* Records for this exercise:
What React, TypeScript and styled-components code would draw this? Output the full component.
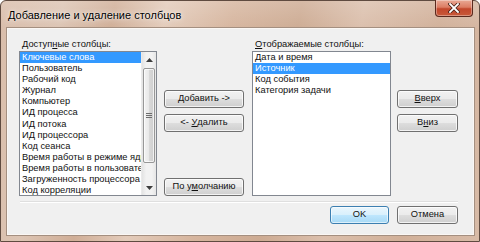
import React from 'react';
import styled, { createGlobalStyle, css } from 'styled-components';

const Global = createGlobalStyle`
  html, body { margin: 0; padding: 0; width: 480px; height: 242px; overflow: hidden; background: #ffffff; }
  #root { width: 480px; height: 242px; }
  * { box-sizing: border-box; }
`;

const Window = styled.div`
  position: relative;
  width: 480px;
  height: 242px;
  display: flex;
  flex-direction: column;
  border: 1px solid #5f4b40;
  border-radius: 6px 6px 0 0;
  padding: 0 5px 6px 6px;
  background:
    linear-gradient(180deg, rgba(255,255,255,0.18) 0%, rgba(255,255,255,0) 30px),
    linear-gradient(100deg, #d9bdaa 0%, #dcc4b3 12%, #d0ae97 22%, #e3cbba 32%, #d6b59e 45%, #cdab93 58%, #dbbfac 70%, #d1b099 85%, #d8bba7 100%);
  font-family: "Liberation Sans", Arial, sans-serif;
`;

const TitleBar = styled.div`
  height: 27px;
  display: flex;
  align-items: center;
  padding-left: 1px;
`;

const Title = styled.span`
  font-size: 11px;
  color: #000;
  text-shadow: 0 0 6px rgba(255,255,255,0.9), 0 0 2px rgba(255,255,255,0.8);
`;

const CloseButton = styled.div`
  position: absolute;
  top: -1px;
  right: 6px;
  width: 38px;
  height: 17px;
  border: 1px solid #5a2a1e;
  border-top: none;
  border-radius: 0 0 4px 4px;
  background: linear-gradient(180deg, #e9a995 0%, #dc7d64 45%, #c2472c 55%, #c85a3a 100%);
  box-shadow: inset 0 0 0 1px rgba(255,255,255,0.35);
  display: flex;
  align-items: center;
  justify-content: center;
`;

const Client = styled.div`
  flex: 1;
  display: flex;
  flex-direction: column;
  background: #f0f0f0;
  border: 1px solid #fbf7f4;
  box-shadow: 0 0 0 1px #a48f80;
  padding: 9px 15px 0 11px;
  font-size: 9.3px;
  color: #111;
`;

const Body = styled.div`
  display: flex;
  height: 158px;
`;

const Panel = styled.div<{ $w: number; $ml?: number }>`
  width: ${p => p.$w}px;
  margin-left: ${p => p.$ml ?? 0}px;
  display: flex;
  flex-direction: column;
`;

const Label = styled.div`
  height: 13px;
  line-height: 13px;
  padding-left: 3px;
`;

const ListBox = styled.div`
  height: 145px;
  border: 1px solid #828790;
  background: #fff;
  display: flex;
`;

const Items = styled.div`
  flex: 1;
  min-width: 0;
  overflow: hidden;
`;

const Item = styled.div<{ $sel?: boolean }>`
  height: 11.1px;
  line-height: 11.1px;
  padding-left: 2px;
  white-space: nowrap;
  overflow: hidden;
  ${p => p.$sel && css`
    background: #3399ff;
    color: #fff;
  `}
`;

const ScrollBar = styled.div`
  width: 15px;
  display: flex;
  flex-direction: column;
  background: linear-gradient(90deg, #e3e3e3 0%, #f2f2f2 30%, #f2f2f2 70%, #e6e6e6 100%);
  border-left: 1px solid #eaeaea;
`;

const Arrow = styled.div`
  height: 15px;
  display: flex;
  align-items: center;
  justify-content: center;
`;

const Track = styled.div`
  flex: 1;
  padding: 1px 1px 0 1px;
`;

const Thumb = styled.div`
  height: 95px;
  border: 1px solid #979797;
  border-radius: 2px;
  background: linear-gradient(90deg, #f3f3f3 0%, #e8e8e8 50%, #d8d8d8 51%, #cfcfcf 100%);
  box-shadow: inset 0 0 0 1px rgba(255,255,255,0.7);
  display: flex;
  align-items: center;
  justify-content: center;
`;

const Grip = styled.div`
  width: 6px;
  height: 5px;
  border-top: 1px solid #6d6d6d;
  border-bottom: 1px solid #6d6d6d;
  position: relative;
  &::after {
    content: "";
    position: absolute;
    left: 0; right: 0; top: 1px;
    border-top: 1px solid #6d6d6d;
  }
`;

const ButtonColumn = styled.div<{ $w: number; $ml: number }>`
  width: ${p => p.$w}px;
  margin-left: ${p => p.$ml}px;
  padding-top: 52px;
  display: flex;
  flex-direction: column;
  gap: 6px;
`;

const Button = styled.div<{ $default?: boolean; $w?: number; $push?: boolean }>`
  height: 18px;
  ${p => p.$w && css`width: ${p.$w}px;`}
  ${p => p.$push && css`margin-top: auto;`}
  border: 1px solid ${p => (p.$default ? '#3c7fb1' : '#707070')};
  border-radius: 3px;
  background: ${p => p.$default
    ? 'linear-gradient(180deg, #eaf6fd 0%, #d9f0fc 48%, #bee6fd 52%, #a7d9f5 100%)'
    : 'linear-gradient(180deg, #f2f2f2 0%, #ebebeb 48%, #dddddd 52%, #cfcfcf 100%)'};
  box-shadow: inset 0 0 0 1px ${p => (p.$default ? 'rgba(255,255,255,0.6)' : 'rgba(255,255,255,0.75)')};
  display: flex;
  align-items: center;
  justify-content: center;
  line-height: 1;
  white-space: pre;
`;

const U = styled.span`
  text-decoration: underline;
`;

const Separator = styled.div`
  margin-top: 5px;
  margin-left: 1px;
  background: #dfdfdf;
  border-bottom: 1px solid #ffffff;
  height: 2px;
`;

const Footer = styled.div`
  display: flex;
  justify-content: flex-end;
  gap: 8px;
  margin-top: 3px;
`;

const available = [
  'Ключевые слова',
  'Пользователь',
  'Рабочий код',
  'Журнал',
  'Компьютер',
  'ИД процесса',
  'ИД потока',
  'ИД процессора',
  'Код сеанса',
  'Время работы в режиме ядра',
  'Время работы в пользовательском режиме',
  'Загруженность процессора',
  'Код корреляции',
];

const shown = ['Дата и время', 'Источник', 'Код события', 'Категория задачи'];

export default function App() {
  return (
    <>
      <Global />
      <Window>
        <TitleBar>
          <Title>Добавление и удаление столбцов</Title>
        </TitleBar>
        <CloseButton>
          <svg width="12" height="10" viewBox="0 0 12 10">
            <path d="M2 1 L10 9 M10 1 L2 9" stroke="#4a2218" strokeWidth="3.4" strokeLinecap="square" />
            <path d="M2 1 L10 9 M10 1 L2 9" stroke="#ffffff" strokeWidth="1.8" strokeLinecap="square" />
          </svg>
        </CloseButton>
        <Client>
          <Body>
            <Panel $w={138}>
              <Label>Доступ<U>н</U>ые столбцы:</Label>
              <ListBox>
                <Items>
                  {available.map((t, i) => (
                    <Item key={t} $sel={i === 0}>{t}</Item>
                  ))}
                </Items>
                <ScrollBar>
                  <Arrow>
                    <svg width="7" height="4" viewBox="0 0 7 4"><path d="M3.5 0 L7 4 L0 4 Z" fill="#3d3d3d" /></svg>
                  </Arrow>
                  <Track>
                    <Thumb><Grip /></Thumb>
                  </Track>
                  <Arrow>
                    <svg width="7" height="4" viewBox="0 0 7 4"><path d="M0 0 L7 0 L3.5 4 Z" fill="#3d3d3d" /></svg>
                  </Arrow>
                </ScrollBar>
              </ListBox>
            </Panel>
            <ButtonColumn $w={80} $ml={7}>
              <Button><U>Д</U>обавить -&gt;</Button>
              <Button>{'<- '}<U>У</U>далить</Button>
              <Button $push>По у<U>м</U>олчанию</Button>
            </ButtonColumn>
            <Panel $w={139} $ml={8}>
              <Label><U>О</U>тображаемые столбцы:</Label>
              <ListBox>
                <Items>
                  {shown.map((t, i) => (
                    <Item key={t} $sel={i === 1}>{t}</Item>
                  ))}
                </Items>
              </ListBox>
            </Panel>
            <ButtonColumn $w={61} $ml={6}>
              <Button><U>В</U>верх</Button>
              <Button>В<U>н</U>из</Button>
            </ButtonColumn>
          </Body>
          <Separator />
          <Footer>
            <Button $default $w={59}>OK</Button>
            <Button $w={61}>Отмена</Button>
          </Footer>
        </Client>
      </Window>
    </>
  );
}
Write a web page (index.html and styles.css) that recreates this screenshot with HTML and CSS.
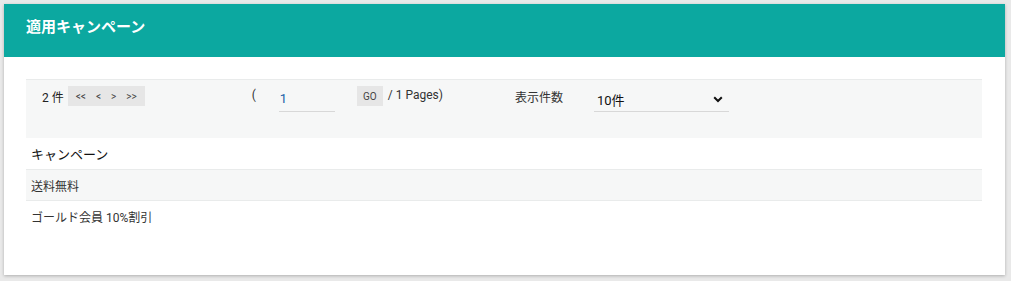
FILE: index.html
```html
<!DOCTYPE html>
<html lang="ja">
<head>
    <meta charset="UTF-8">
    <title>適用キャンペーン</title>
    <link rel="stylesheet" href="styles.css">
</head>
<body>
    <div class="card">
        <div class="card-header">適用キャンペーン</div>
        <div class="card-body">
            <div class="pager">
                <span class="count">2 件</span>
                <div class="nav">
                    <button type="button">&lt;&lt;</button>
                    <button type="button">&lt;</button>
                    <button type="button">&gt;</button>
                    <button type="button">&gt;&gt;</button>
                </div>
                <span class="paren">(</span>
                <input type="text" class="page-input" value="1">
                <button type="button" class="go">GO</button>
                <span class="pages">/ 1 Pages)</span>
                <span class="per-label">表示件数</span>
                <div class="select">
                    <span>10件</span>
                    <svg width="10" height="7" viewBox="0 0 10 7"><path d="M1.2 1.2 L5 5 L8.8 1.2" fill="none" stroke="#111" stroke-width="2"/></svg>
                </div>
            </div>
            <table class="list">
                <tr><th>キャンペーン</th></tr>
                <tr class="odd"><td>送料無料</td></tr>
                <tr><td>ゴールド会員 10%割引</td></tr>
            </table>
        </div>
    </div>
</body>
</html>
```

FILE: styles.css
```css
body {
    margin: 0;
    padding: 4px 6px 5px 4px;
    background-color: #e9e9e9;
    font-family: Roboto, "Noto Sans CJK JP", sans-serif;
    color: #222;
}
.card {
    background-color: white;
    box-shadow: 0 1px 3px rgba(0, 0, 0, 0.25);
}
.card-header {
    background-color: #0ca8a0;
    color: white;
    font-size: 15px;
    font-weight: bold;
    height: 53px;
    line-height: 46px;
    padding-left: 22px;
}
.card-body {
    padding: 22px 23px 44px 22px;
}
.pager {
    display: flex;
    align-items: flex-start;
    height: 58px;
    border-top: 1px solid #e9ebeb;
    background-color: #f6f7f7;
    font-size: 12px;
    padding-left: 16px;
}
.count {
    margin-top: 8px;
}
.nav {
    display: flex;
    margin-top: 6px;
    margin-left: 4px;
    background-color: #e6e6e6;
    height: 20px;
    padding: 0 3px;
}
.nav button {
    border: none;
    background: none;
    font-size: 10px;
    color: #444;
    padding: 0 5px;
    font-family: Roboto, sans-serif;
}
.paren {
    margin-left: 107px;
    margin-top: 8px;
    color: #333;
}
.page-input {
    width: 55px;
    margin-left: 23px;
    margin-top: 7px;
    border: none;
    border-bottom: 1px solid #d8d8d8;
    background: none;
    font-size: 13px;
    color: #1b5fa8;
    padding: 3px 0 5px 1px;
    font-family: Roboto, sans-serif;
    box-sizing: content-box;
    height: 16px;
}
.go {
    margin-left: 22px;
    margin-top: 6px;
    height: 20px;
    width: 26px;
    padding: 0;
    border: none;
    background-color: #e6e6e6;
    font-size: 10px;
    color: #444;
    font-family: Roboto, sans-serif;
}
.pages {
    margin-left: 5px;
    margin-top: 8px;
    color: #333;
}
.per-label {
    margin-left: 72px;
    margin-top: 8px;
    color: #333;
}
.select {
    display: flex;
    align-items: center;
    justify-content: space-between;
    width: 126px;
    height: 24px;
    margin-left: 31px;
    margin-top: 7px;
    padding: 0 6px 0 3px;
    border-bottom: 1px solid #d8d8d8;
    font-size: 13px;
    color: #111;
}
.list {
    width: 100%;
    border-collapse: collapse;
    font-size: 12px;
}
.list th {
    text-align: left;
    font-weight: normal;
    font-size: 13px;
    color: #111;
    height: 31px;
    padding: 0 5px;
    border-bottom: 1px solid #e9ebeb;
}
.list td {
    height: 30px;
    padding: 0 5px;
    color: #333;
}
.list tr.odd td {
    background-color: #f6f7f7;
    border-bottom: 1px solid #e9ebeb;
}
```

* * *

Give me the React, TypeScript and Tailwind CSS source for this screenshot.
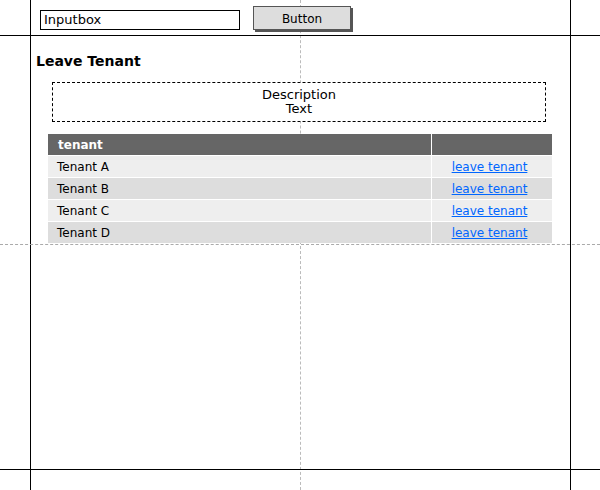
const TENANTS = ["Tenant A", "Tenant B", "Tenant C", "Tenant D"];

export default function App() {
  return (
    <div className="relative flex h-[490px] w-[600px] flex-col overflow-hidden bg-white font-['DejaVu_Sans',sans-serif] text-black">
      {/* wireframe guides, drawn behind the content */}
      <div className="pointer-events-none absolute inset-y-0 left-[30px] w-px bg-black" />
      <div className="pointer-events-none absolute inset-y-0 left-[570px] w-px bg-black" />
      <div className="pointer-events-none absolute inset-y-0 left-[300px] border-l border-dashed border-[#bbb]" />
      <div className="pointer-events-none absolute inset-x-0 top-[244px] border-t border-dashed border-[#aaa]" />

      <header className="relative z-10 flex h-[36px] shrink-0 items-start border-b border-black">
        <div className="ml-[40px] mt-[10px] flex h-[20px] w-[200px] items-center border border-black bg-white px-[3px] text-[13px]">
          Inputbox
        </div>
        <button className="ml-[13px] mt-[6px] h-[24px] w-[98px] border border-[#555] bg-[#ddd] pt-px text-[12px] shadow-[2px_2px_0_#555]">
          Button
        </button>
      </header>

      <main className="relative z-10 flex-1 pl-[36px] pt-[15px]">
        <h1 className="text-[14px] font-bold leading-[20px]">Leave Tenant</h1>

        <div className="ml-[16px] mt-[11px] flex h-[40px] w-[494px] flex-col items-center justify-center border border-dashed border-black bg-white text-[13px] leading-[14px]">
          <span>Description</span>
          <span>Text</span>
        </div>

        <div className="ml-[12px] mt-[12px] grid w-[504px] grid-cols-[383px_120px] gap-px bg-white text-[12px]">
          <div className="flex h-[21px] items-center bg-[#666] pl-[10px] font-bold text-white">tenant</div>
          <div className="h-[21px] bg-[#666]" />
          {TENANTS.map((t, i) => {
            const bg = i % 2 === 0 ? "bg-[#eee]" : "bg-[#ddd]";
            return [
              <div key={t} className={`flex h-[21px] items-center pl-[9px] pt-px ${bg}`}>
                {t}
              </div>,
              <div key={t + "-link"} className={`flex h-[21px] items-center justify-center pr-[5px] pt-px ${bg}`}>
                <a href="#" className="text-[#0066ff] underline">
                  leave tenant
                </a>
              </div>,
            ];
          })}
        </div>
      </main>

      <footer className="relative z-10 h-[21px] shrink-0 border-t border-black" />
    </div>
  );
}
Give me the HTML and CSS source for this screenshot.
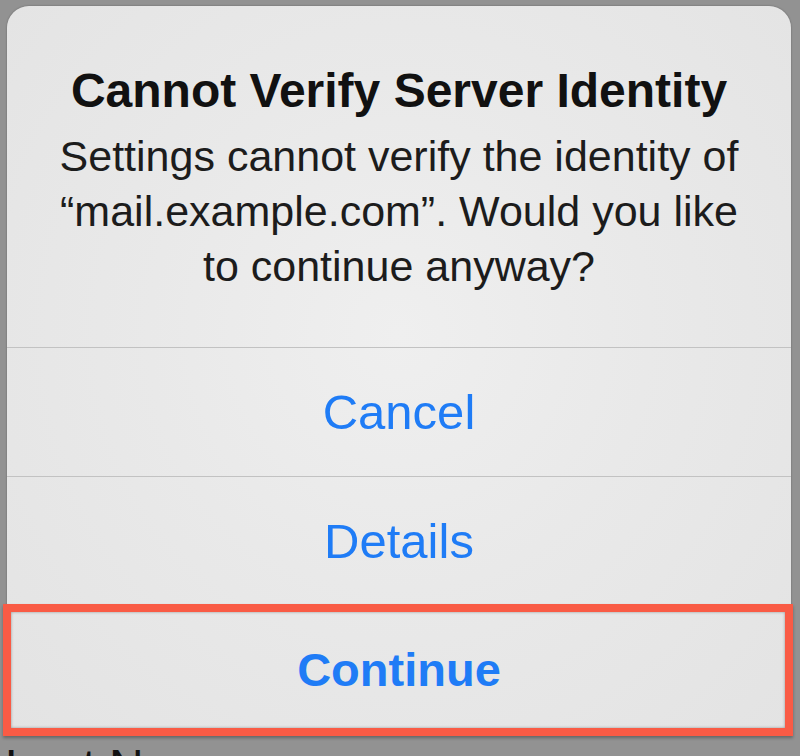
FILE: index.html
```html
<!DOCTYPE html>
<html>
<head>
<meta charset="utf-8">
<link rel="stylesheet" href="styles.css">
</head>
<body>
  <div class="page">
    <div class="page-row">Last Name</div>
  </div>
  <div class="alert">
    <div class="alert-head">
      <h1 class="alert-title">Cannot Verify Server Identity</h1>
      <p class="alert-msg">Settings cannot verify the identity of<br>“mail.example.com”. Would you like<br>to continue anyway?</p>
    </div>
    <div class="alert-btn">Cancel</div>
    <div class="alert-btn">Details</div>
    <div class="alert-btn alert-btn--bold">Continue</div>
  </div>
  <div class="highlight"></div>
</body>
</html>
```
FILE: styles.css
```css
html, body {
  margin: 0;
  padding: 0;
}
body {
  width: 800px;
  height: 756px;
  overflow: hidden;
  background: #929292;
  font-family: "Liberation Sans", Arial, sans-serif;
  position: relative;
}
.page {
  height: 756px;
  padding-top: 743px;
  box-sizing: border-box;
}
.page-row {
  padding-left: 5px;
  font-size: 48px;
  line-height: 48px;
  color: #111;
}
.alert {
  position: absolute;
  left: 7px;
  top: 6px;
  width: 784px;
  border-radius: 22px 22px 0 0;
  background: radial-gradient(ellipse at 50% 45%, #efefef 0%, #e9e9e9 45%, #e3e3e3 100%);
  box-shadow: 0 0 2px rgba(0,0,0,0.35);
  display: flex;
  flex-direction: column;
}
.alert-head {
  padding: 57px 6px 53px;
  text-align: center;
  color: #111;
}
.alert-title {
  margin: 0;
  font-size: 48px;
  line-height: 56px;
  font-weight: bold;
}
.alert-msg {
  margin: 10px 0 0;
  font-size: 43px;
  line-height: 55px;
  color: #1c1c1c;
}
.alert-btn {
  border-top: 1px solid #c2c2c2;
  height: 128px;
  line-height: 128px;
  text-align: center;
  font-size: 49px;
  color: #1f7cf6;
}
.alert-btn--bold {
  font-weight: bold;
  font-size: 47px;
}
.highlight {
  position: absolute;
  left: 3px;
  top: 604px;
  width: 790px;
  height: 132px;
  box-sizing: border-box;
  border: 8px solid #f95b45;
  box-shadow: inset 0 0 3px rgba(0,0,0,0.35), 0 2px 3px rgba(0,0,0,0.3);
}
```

==

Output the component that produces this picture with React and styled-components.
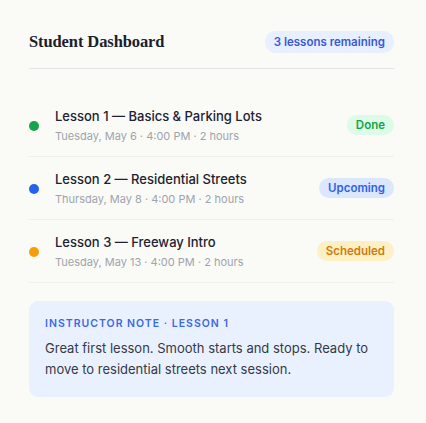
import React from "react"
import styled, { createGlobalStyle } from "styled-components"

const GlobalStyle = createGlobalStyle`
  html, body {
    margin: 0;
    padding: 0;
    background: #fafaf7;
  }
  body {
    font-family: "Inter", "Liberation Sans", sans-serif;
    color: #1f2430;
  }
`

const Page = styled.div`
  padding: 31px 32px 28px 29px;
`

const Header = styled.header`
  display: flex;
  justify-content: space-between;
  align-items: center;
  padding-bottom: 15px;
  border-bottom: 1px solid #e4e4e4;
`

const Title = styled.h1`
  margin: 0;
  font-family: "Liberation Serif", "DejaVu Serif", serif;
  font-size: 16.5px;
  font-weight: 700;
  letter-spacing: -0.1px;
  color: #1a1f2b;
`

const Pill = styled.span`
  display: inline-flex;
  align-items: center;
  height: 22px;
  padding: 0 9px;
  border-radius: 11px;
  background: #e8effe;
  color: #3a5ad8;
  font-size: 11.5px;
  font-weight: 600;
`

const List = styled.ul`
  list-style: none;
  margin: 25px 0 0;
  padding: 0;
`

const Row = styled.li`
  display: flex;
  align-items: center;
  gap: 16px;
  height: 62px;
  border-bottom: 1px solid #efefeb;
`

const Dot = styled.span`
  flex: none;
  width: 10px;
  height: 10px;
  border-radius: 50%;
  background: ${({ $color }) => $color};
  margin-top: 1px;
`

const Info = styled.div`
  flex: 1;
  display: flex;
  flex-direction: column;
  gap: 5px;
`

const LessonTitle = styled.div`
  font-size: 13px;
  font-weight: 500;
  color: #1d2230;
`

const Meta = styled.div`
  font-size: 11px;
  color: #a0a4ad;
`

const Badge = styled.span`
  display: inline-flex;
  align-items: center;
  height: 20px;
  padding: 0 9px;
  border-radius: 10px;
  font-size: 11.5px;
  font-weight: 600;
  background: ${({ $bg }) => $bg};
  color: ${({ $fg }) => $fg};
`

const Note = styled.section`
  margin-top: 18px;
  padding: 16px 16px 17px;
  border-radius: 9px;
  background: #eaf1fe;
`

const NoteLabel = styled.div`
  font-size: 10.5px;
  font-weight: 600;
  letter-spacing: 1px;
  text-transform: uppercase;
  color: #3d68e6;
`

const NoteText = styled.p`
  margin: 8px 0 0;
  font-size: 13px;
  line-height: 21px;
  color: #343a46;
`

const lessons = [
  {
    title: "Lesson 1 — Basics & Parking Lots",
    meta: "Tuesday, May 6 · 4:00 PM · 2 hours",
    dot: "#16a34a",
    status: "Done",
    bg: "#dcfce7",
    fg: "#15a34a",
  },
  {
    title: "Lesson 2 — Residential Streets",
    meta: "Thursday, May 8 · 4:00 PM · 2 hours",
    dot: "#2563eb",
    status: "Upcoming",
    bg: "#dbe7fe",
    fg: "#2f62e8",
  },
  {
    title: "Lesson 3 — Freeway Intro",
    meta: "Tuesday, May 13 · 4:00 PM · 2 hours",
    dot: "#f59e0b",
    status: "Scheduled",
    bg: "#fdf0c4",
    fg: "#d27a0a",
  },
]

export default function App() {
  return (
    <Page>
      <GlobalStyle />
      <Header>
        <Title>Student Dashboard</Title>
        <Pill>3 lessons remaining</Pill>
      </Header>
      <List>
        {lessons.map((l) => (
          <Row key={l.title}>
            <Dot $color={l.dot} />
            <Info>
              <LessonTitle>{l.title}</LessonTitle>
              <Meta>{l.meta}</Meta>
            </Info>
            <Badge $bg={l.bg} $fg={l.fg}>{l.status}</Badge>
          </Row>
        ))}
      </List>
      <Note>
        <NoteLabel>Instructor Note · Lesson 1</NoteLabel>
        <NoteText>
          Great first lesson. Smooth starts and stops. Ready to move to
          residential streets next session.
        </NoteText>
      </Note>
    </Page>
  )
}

* Problem details:
Your task is to list each line of the records with the word "Give".

* Output below:
Give me the React, TypeScript and Tailwind CSS source for this screenshot.
Give me the HTML and CSS source for this screenshot.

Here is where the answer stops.